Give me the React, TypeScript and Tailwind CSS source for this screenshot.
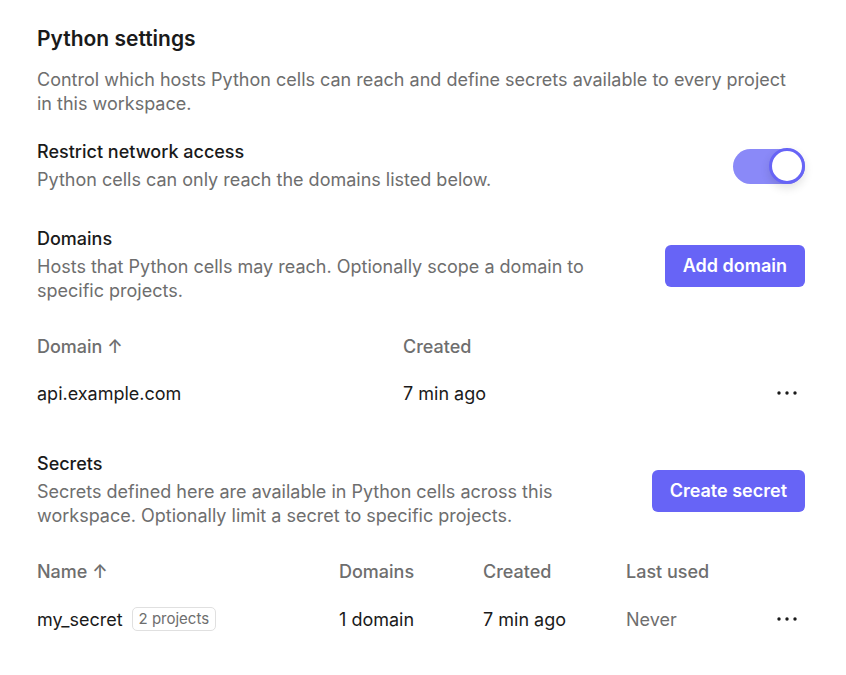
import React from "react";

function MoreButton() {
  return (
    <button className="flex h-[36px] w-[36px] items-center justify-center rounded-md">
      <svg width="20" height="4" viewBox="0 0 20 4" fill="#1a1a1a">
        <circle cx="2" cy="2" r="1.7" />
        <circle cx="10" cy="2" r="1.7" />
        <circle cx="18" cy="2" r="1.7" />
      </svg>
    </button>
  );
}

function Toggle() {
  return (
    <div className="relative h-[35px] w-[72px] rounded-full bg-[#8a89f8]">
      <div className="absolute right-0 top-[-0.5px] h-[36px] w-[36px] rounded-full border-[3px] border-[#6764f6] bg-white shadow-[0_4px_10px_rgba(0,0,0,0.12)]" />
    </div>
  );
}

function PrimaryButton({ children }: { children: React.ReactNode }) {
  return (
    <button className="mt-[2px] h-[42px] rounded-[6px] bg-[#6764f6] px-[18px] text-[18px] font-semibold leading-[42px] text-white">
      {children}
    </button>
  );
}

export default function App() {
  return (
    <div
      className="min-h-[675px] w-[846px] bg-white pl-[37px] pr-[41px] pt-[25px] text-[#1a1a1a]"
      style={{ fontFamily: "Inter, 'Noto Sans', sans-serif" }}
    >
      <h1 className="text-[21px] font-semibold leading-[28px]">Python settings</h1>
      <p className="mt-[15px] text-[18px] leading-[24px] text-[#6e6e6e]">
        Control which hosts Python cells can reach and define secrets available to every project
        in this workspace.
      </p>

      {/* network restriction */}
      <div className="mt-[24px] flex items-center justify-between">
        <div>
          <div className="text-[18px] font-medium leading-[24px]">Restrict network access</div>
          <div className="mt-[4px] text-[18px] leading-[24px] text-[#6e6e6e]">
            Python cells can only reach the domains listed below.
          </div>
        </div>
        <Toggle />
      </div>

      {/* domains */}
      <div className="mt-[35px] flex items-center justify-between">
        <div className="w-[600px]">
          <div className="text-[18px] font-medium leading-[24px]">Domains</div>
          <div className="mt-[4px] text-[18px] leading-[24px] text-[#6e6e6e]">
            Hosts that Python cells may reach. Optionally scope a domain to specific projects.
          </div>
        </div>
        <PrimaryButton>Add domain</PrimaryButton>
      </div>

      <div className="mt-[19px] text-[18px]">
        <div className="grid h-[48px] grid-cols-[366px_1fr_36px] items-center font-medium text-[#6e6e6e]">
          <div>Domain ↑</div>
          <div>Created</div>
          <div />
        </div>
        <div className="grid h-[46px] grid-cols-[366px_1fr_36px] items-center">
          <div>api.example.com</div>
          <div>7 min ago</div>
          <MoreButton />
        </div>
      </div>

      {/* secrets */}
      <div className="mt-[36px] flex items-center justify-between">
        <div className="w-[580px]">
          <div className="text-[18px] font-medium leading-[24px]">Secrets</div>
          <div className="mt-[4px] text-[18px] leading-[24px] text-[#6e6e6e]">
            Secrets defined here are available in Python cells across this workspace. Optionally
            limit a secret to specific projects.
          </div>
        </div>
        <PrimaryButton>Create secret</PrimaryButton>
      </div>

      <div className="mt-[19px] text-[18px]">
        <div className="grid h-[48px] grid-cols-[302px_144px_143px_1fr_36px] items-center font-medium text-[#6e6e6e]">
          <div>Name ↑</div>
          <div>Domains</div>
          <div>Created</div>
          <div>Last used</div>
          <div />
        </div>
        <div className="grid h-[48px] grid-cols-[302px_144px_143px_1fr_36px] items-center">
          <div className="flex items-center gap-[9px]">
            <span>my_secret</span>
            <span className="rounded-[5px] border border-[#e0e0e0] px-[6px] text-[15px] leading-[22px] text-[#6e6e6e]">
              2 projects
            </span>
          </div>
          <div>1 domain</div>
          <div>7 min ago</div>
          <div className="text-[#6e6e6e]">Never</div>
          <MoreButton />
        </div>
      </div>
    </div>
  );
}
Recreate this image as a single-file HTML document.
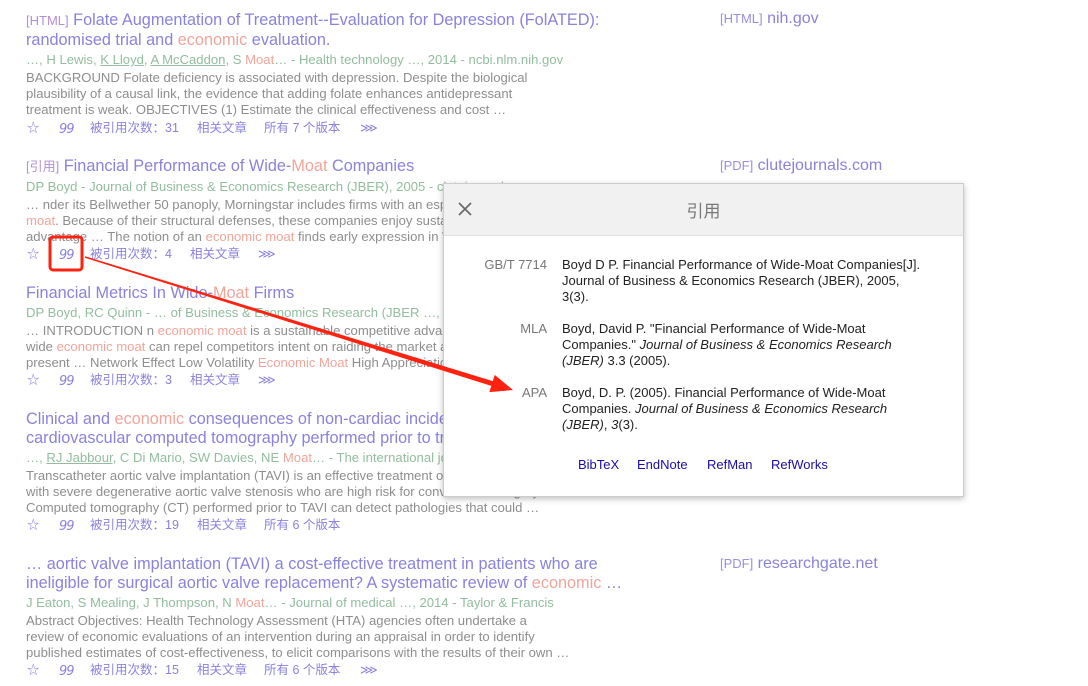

## Given instruction:
Word for word, give again the lines from the first entry to the line with "import React from", inclusive. Exclude the pictures.

## Final result:
Give me the React, TypeScript and Tailwind CSS source for this screenshot.
import React from "react";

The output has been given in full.